→ **WORK TO DO**
Your answer should be a single number: the count of lines containing "components".

→ **DATASET CONTENT**
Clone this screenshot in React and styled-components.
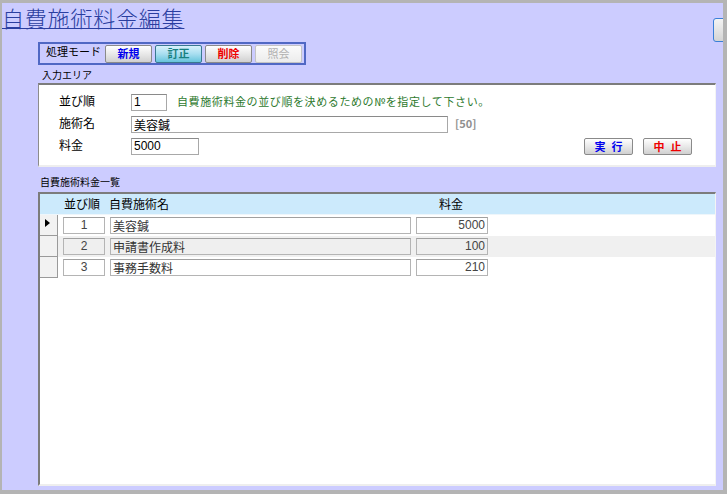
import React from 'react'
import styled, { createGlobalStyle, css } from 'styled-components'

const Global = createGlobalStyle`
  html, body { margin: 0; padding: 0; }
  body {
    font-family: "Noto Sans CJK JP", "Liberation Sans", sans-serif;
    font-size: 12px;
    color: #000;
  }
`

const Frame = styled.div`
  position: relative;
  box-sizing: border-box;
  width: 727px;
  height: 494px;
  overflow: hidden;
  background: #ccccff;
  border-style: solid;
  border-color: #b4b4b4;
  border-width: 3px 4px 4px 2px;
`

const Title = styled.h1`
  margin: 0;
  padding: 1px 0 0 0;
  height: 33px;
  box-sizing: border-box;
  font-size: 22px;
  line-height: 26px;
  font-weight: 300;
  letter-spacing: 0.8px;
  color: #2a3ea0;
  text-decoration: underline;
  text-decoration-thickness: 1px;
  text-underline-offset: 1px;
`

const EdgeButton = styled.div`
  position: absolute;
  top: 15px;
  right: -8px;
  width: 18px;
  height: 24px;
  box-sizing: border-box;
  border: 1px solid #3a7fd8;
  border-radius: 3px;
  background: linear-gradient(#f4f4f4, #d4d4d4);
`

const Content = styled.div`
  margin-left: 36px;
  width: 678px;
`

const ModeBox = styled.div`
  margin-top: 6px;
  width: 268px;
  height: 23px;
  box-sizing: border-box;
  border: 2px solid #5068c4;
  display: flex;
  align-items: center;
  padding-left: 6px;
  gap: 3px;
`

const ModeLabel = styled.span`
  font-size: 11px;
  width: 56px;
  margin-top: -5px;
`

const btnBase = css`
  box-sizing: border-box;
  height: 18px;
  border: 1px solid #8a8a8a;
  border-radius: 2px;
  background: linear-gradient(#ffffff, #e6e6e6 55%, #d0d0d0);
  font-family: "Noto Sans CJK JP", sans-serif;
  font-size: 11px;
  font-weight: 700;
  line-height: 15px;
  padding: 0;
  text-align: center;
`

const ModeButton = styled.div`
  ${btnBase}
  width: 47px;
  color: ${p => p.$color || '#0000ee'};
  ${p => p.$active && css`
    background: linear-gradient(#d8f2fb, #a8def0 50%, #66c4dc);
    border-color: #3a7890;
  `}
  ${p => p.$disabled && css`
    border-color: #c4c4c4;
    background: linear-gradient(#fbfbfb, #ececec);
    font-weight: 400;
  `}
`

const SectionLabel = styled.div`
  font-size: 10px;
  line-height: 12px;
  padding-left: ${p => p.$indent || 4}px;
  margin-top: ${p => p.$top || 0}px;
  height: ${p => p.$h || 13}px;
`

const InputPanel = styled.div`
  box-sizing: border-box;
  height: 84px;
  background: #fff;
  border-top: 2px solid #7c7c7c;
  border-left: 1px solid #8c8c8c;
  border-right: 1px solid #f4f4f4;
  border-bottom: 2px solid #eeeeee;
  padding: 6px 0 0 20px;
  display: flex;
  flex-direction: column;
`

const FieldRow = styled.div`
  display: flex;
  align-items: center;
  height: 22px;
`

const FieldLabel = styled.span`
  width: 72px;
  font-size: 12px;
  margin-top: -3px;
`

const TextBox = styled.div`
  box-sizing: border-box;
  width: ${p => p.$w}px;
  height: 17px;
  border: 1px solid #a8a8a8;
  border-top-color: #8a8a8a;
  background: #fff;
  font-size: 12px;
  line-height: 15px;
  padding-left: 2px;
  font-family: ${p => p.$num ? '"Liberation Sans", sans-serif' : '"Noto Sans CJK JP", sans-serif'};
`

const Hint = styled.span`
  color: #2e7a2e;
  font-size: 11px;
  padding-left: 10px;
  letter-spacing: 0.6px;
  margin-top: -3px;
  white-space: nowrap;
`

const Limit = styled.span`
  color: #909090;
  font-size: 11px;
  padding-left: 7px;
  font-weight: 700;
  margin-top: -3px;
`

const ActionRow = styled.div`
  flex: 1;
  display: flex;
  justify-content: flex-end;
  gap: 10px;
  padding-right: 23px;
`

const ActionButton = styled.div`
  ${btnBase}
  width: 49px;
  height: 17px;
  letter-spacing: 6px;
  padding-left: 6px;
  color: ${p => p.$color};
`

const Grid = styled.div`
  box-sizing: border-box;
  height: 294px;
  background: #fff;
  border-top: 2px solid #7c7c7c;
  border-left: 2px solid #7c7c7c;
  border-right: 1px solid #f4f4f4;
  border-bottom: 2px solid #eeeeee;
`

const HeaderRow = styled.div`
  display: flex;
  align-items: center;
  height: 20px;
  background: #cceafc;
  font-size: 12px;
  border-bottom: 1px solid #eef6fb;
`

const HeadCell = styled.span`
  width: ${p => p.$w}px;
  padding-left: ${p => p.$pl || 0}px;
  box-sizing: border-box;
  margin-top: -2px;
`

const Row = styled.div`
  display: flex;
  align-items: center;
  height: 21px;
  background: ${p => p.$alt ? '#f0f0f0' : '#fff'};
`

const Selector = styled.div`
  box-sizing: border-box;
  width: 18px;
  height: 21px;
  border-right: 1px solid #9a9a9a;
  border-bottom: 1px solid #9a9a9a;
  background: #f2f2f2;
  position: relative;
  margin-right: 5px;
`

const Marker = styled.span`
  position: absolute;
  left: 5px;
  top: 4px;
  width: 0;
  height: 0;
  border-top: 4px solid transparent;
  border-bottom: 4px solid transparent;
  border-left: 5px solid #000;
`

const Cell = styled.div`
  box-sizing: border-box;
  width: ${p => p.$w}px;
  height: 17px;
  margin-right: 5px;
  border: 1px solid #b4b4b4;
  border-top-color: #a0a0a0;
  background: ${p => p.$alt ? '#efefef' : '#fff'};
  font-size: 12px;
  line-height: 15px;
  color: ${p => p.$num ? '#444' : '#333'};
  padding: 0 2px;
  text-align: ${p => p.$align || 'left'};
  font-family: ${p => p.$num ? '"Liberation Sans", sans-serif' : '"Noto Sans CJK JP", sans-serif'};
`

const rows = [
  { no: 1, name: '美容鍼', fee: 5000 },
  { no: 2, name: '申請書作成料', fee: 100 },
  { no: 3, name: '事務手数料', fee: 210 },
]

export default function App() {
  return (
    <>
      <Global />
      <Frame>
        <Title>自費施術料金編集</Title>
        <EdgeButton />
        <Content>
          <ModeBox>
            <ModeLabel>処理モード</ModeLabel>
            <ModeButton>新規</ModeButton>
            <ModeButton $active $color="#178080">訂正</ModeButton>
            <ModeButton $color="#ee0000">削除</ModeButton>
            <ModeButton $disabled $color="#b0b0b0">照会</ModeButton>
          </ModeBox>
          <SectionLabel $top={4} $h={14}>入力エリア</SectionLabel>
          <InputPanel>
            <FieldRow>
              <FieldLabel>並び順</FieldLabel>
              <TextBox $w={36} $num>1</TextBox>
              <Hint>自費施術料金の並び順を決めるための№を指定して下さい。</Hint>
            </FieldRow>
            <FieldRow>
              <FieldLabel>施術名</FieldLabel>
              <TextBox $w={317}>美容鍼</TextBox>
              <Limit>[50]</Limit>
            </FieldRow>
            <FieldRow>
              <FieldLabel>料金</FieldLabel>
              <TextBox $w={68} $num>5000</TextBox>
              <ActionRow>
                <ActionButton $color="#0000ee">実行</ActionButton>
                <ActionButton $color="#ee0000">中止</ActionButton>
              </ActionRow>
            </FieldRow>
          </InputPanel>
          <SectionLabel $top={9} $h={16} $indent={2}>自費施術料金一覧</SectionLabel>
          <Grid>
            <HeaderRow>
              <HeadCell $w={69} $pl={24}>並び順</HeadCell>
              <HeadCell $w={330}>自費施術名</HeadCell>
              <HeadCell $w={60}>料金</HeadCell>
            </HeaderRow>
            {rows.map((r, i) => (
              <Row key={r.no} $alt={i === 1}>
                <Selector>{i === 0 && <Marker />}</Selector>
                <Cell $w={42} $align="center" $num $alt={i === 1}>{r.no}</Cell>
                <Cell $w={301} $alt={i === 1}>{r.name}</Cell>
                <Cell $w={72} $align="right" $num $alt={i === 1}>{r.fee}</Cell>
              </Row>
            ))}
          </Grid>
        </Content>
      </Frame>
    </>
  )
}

→ **ANSWER TO THIS PROBLEM**
2